In his statement, Romney spoke of critical challenges facing the country, and blamed both President Biden and former President Trump for failing to confront them.

"On the deficits and debt, both men refuse to address entitlements even though they represent two thirds of federal spending. Donald Trump calls global warming a hoax and President Biden offers feel-good solutions that will make no difference to the global climate," Romney wrote.

A long time critic of Trump's and the only Republican to vote to convict the former president during his impeachment trial, the senator's future has been a topic of discussion over recent months as it appeared that Trump would once again be the GOP nominee in next year's general election.

Watch Sen. Romney's statement about his future plans below:

Romney video statement

Elected to office by an overwhelming margin in 2018, Romney was booed when he spoke at the Utah Republican Party state convention in 2021 after his vote at the impeachment trial.
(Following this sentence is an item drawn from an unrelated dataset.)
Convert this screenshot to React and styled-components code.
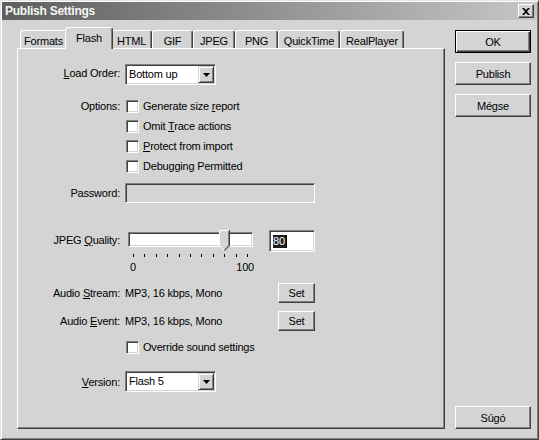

Delegates narrowly rejected a resolution during the convention to censure Romney for his vote.

While speaking with reporters Wednesday, Romney continued to share his dismay over the Trump faction of the Republican Party that he says only cares about revenge and getting even. Romney said he's part of the wise wing of the party and believes that faction will continue in the future.

Romney added that he doesn't intend to make an endorsement for either Biden or Trump, and had no comment on who should succeed him in the Senate. He did say that he had spoken with Biden about his decision and the president was very kind and generous.

Despite not running for a second term, Romney says he will not stop working immediately.

"I’m not retiring from the fight. I’ll be your United States Senator until January 2025," he said. "I will keep working on these and other issues and I will advance our state’s numerous priorities. I look forward to working with you and with folks across our state and nation in that endeavor."

Romney gained increased prominence in Utah after guiding the highly successful 2002 Winter Olympic Games in Salt Lake City as the organizing committee's president and CEO. Later that same year, he was elected Governor of Massachusetts, serving four years before failed presidential campaigns in 2008 and 2012.